First, and most important, it runs counter to Authority cases holding that notices are inadequate unless they include information about the planned timing of a proposed change. See supra pages 6-7. If employers can alter the timing of proposed changes long after providing notice, then the requirement that notices include timing information is weakened if not eliminated. To be sure, the Authority may depart from its precedent, but as we have explained, "[a]n agency changing its course must supply a reasoned analysis indicating that prior policies and standards are being deliberately changed, not casually ignored." Nat'l Rural Elec. Coop. Ass'n v. SEC, 276 F.3d 609, 615 (D.C. Cir. 2002) (quoting Greater Boston Tel. Corp. v. FCC, 444 F.2d 841, 852 (D.C. Cir. 1970)) (internal quotation marks omitted). The Authority failed to do so in this case.
Second, the Authority overlooks that an employer having no further obligation to bargain over a change can inform the union that it will delay implementation of the change only in exchange for the union's agreement that the delay will give rise to no new bargaining obligations. A union may, of course, reject such an offer and instead wait to see whether the employer will delay implementation irrespective of the union's willingness to waive new bargaining rights.

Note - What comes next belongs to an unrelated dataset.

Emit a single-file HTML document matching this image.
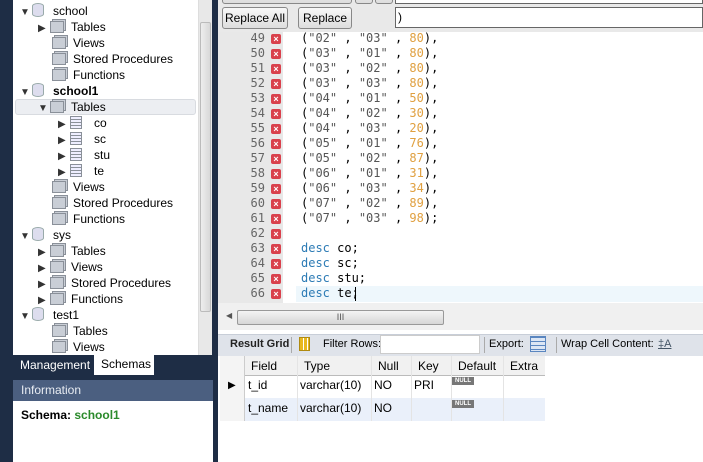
<!DOCTYPE html>
<html><head><meta charset="utf-8"><style>
*{margin:0;padding:0;box-sizing:border-box}
body{width:703px;height:462px;overflow:hidden;background:#fff;font-family:"Liberation Sans",sans-serif;font-size:12px;color:#000;position:relative}
.a{position:absolute}
.tree div{position:absolute;height:16px;line-height:16px;white-space:nowrap}
.ic{display:inline-block;width:14px;height:12px;border:1px solid #8a9099;background:#c9ced6;vertical-align:-2px;margin-right:7px;box-shadow:2px -2px 0 -1px #c9ced6,2px -2px 0 0 #8a9099}
.db{display:inline-block;width:12px;height:14px;border:1px solid #9aa;border-radius:6px/3px;background:#dde;vertical-align:-2px;margin-right:9px}
.tb{display:inline-block;width:12px;height:13px;border:1px solid #8a9099;background:repeating-linear-gradient(#eef 0 2px,#8a9099 2px 3px);vertical-align:-2px;margin-right:12px}
.tri{display:inline-block;width:12px;font-size:10px;color:#333}
.code div{position:absolute;height:15px;line-height:15px;white-space:pre;font-family:"DejaVu Sans Mono","Liberation Mono",monospace;font-size:12px}
.ln{position:absolute;width:50px;text-align:right;color:#666;font-family:"DejaVu Sans Mono",monospace;font-size:12px;line-height:15px}
.x{position:absolute;width:10px;height:10px;background:#d9414c;border-radius:2px;color:#fff;font-size:9px;line-height:10px;text-align:center;font-weight:bold}
.s{color:#555}.n{color:#e0a040}.k{color:#2d7bb5}
.btn{position:absolute;height:22px;border:1px solid #888;border-radius:3px;background:linear-gradient(#f8f8f8,#ddd);line-height:20px;text-align:center}
</style></head><body>
<div class="a" style="left:0;top:0;width:13px;height:462px;background:#1e2d45"></div>
<div class="a" style="left:211px;top:0;width:7px;height:462px;background:#1e2d45"></div>
<div class="a" style="left:198px;top:0;width:14px;height:355px;background:#e8e8e8;border-left:1px solid #ddd"></div>
<div class="a" style="left:200px;top:22px;width:11px;height:290px;background:linear-gradient(90deg,#eee,#d8d8d8);border:1px solid #bbb;border-radius:2px"></div>
<div class="tree">
<div style="left:20px;top:3px"><span class="tri">▼</span><span class="db"></span>school</div>
<div style="left:38px;top:19px"><span class="tri">▶</span><span class="ic"></span>Tables</div>
<div style="left:52px;top:35px"><span class="ic"></span>Views</div>
<div style="left:52px;top:51px"><span class="ic"></span>Stored Procedures</div>
<div style="left:52px;top:67px"><span class="ic"></span>Functions</div>
<div style="left:20px;top:83px;font-weight:bold"><span class="tri">▼</span><span class="db"></span>school1</div>
<div style="left:15px;top:99px;width:181px;background:#eceef2;border:1px solid #d8dbe0;border-radius:3px"></div>
<div style="left:38px;top:99px"><span class="tri">▼</span><span class="ic"></span>Tables</div>
<div style="left:58px;top:115px"><span class="tri">▶</span><span class="tb"></span>co</div>
<div style="left:58px;top:131px"><span class="tri">▶</span><span class="tb"></span>sc</div>
<div style="left:58px;top:147px"><span class="tri">▶</span><span class="tb"></span>stu</div>
<div style="left:58px;top:163px"><span class="tri">▶</span><span class="tb"></span>te</div>
<div style="left:52px;top:179px"><span class="ic"></span>Views</div>
<div style="left:52px;top:195px"><span class="ic"></span>Stored Procedures</div>
<div style="left:52px;top:211px"><span class="ic"></span>Functions</div>
<div style="left:20px;top:227px"><span class="tri">▼</span><span class="db"></span>sys</div>
<div style="left:38px;top:243px"><span class="tri">▶</span><span class="ic"></span>Tables</div>
<div style="left:38px;top:259px"><span class="tri">▶</span><span class="ic"></span>Views</div>
<div style="left:38px;top:275px"><span class="tri">▶</span><span class="ic"></span>Stored Procedures</div>
<div style="left:38px;top:291px"><span class="tri">▶</span><span class="ic"></span>Functions</div>
<div style="left:20px;top:307px"><span class="tri">▼</span><span class="db"></span>test1</div>
<div style="left:52px;top:323px"><span class="ic"></span>Tables</div>
<div style="left:52px;top:339px"><span class="ic"></span>Views</div>
</div>
<div class="a" style="left:13px;top:355px;width:198px;height:25px;background:#1e2d45"></div>
<div class="a" style="left:20px;top:357px;color:#fff;line-height:16px">Management</div>
<div class="a" style="left:94px;top:355px;width:60px;height:20px;background:#fff;line-height:18px;padding-left:7px">Schemas</div>
<div class="a" style="left:13px;top:380px;width:200px;height:21px;background:#4b5f80;color:#e8ecf2;line-height:20px;padding-left:8px">Information</div>
<div class="a" style="left:13px;top:401px;width:200px;height:61px;background:#fff"></div>
<div class="a" style="left:21px;top:408px;font-weight:bold">Schema: <span style="color:#2a8a2a">school1</span></div>
<div class="a" style="left:218px;top:0;width:485px;height:32px;background:#e9e9e9"></div>
<div class="btn" style="left:222px;top:-18px;width:130px"></div>
<div class="btn" style="left:355px;top:-18px;width:18px"></div>
<div class="btn" style="left:375px;top:-18px;width:18px"></div>
<div class="a" style="left:395px;top:-10px;width:308px;height:14px;background:#fff;border:1px solid #666"></div>
<div class="btn" style="left:222px;top:7px;width:66px">Replace All</div>
<div class="btn" style="left:298px;top:7px;width:54px">Replace</div>
<div class="a" style="left:395px;top:7px;width:308px;height:21px;background:#fff;border:1px solid #666;line-height:19px;padding-left:2px">)</div>
<div class="a" style="left:218px;top:32px;width:65px;height:271px;background:#e8e8e8"></div>
<div class="a" style="left:296px;top:286px;width:407px;height:16px;background:#eef7fc"></div>
<div class="a" style="left:355px;top:287px;width:1px;height:14px;background:#000"></div>
<div id="g"></div>
<div class="code" id="c"></div>
<script>
var rows=[["02","03",80],["03","01",80],["03","02",80],["03","03",80],["04","01",50],["04","02",30],["04","03",20],["05","01",76],["05","02",87],["06","01",31],["06","03",34],["07","02",89],["07","03",98]];
var h="",c="";
for(var i=0;i<18;i++){var y=31+i*15;h+='<div class="ln" style="left:215px;top:'+y+'px">'+(49+i)+'</div><div class="x" style="left:271px;top:'+(y+3)+'px">×</div>';}
rows.forEach(function(r,i){var y=31+i*15;c+='<div style="left:301px;top:'+y+'px">(<span class="s">"'+r[0]+'"</span> , <span class="s">"'+r[1]+'"</span> , <span class="n">'+r[2]+'</span>)'+(i==12?';':',')+'</div>';});
["co","sc","stu","te"].forEach(function(t,i){var y=31+(14+i)*15;c+='<div style="left:301px;top:'+y+'px"><span class="k">desc</span> '+t+';</div>';});
document.getElementById('g').innerHTML=h;document.getElementById('c').innerHTML=c;
</script>
<div class="a" style="left:218px;top:303px;width:485px;height:27px;background:#f0f0f0"></div>
<div class="a" style="left:226px;top:311px;font-size:8px;color:#555">◀</div>
<div class="a" style="left:237px;top:310px;width:207px;height:15px;background:linear-gradient(#f4f4f4,#d6d6d6);border:1px solid #999;border-radius:2px;text-align:center;font-size:9px;line-height:13px;color:#555">III</div>
<div class="a" style="left:218px;top:330px;width:485px;height:4px;background:#fff"></div>
<div class="a" style="left:218px;top:334px;width:485px;height:22px;background:#dfe3ea;border-top:1px solid #c8ced8"></div>
<div class="a" style="left:230px;top:338px;font-weight:bold;font-size:11px;color:#222">Result Grid</div>
<div class="a" style="left:291px;top:337px;width:1px;height:16px;background:#aaa"></div>
<div class="a" style="left:299px;top:337px;width:11px;height:14px;background:repeating-linear-gradient(90deg,#e8b820 0 3px,#fff 3px 4px);border:1px solid #b08a10"></div>
<div class="a" style="left:323px;top:338px;font-size:11px">Filter Rows:</div>
<div class="a" style="left:380px;top:335px;width:100px;height:19px;background:#fff;border:1px solid #ccc"></div>
<div class="a" style="left:484px;top:337px;width:1px;height:16px;background:#aaa"></div>
<div class="a" style="left:489px;top:338px;font-size:11px">Export:</div>
<div class="a" style="left:530px;top:336px;width:16px;height:16px;background:repeating-linear-gradient(#5a86c0 0 1px,#dce6f4 1px 4px);border:1px solid #5a86c0"></div>
<div class="a" style="left:556px;top:337px;width:1px;height:16px;background:#aaa"></div>
<div class="a" style="left:561px;top:338px;font-size:11px">Wrap Cell Content:</div>
<div class="a" style="left:658px;top:338px;font-size:11px;color:#456;text-decoration:underline">‡A</div>
<div class="a" style="left:218px;top:356px;width:485px;height:106px;background:#fff"></div>
<div class="a" style="left:220px;top:356px;width:25px;height:65px;background:#f4f4f4;border-right:1px solid #ccc"></div>
<div class="a" style="left:245px;top:356px;width:300px;height:20px;background:#f1f1f1;border-bottom:1px solid #bbb"></div>
<div class="a" style="left:245px;top:398px;width:300px;height:23px;background:#eaf0fa"></div>
<div class="a" style="left:228px;top:380px;font-size:10px">▶</div>
<div class="a" style="left:251px;top:359px">Field</div><div class="a" style="left:304px;top:359px">Type</div><div class="a" style="left:378px;top:359px">Null</div><div class="a" style="left:418px;top:359px">Key</div><div class="a" style="left:458px;top:359px">Default</div><div class="a" style="left:510px;top:359px">Extra</div>
<div class="a" style="left:248px;top:378px">t_id</div><div class="a" style="left:300px;top:378px">varchar(10)</div><div class="a" style="left:374px;top:378px">NO</div><div class="a" style="left:414px;top:378px">PRI</div>
<div class="a" style="left:248px;top:401px">t_name</div><div class="a" style="left:300px;top:401px">varchar(10)</div><div class="a" style="left:374px;top:401px">NO</div>
<div class="a" style="left:452px;top:377px;width:22px;height:8px;background:#777;color:#fff;font-size:6px;line-height:8px;text-align:center;font-weight:bold">NULL</div>
<div class="a" style="left:452px;top:400px;width:22px;height:8px;background:#777;color:#fff;font-size:6px;line-height:8px;text-align:center;font-weight:bold">NULL</div>
<div class="a" style="left:297px;top:356px;width:1px;height:65px;background:#e4e4e4"></div>
<div class="a" style="left:371px;top:356px;width:1px;height:65px;background:#e4e4e4"></div>
<div class="a" style="left:411px;top:356px;width:1px;height:65px;background:#e4e4e4"></div>
<div class="a" style="left:451px;top:356px;width:1px;height:65px;background:#e4e4e4"></div>
<div class="a" style="left:503px;top:356px;width:1px;height:65px;background:#e4e4e4"></div>
</body></html>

The point is simply this: what the Authority calls "sound policy reasons" for its decision, Resp't's Br. at 21-22, are unpersuasive because a contrary decision would in fact not force employers to choose between taking on new bargaining obligations and implementing a proposed change sooner rather than later.
In sum, we conclude that the depot had an obligation to negotiate with the union over the 2001 closure of the SAS. Although the union waived its right to bargain over the "September 1998/March 1999" closure that the handwritten note announced, that waiver did not forfeit the union's right to bargain over a closure that occurred several years after the proposed time frame contained in the note.
Congress passed the Federal Labor Relations Act to encourage collective bargaining between federal employees and their employers. It did so after finding that such bargaining is "in the public interest" because, among other things, it "contributes to the effective conduct of public business" and "facilitates and encourages the amicable settlements of disputes between employees and their employers involving conditions of employment." 5 U.S.C. § 7101(a) (2000). While the Act imposes obligations as well as benefits on federal employees, obligations with which the Authority must ensure compliance, we believe the Authority's reasoning in this case reflects an inappropriate willingness to erect barriers to collective bargaining that are inconsistent with the text and purposes of the statute. Thwarting Congress's intent to promote collective bargaining, such barriers are not "in the public interest" because they hamper realization of the benefits that such bargaining produces.
The petition for review is granted and the case is remanded to the Authority for further proceedings consistent with this opinion.